REPUBLIKA.CO.ID, JAKARTA -- Laju inflasi pada Maret 2022 mengalami lonjakan hingga 0,66 persen dan tertinggi sejak Mei 2019. Memasuki April, laju inflasi diyakini akan terus mengalami kenaikan seiring kenaikan harga-harga dari pangan, energi, hingga tarif pajak.
Ekonom dari Lembaga Penyelidikan Ekonomi dan Masyarakat (LPEM) FEB UI, Teuku Riefky, mengatakan, kenaikan inflasi pada April bisa berpotensi mendekati atau bahkan menyentuh angka 1 persen. "Masih ada kemungkinan bisa menyentuh angka 1 persen walaupun nanti masih akan berkembang data-datanya karena banyak ketidakpastian," kata Riefky kepada Republika.co.id, Jumat (1/4/2022).
Ia menjelaskan, ketidakpasitan terutama dari fluktuasi harga minyak dunia yang juga berdampak pada Indonesia.
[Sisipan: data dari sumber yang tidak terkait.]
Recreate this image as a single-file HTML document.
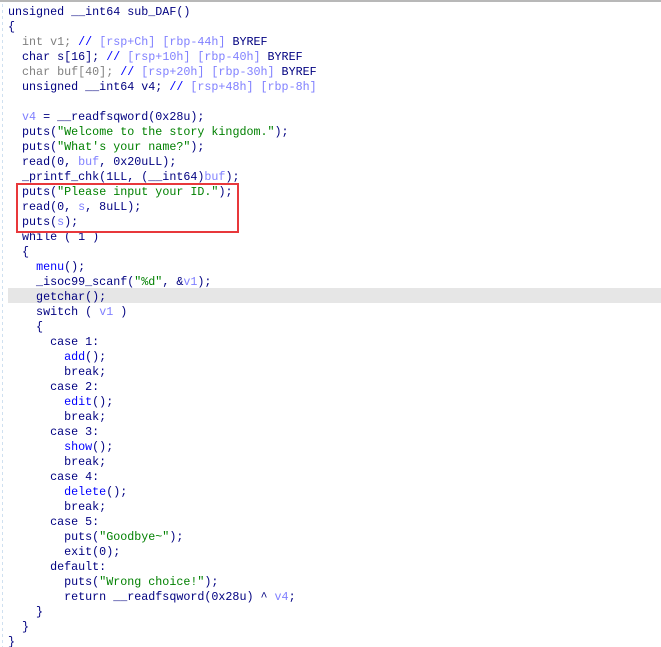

Seperti diketahui, mulai 1 April 2022, pemerintah telah resmi menaikkan harga BBM Pertamax menjadi Rp 12.500 - Rp 13.000 per liter berdasarkan wilayah.
Selain itu, harga minyak sawit dunia ikut naik yang berdampak pada harga komoditas pangan, khususnya minyak goreng. Kenaikan BBM dan minyak goreng, murni disebabkan oleh faktor eksternal.
Pada saat bersamaan, faktor domestik, seperti kenaikan Pajak Pertambahan Nilai (PPN) menjadi 11 persen akan meningkatkan harga-harga dan berdampak pada lonjakan inflasi. Momen kenaikan ini pun bertepatan dengan masuknya bulan Ramadhan di mana harga-harga pun akan melonjak akibat kenaikan permintaan.
"Paling tidak di bulan April dan Mei masih ada dampak tekanan yang tinggi, setelah itu baru ada normalisasi jika harga kenaikan harga pangan berkurang," katanya.
Menurut Riekfy, kenaikan harga-harga yang diikuti dengan lonjakan inflasi dipastikan mengikis daya beli masyarakat. Namun di sisi lain, aktivitas masyarakat mulai meningkat yang semestinya diikuti dengan peningkatan pendapatan. "Memang ada dua faktor yang saling bertentangan. Kenaikan harga energi dan pangan menurunkan daya beli, tapi di sisi lain ekonomi mulai ke level normal yang meningkatkan daya beli. Siapa yang mendominasi kita belum bisa lihat," kata Riefky.
Sementara itu, Ekonom Institute for Development of Economics and Finance (Indef), Rusli Abdullah, mengatakan, inflasi April kemungkinan bisa menyentuh 0,9 persen.
Rusli menilai, kenaikan harga BBM Pertamax memang tak bisa ditahan. Pasalnya, harga minyak dunia sudah melebihi 100 dolar AS per barel, dari rata-rata sebelum ada kenaikan harga global di kisaran 60 dolar AS per barel.
Pemerintah pun dalam APBN 2022 memproyeksi harga minyak mentah sebesar 63 dolar AS per barel. "APBN kita tidak kuat untuk mensubsidi BBM Pertamax kalau dipaksakan bisa jebol," ujar dia.
Menurutnya, pemerintah dapat meredam gejolak inflasi jika kebijakan HET minyak goreng curah sebesar Rp 14 ribu per liter bisa diterapkan secara total. "Kalau tidak bisa, ya (inflasi) meledak dan menambah beban masyarakat," ujarnya.
Langkah lain, dengan menunda kenaikan PPN 11 persen. Rusli mengatakan, kebijakan itu memang sudah sejak lama direncanakan. Namun, mengingat harga-harga kebutuhan pokok yang sedang mengalami kenaikan penundaan bisa menjadi opsi untuk meringankan beban pengeluaran.
Rusli menambahkan, potensi pendapatan dari kenaikan PPN pun sebetulnya dapat dikompensasi dari kenaikan Pendapatan Negara Bukan Pajak (PNBP) dari ekspor komoditas-komoditas mentah yang kini sedang mengalami kenaikan harga. "Seperti harga nikel, batubara, sawit, itu kan bisa menambah penerimaan negara sehingga PPN bisa ditunda dulu karena ada sumber lain," katanya.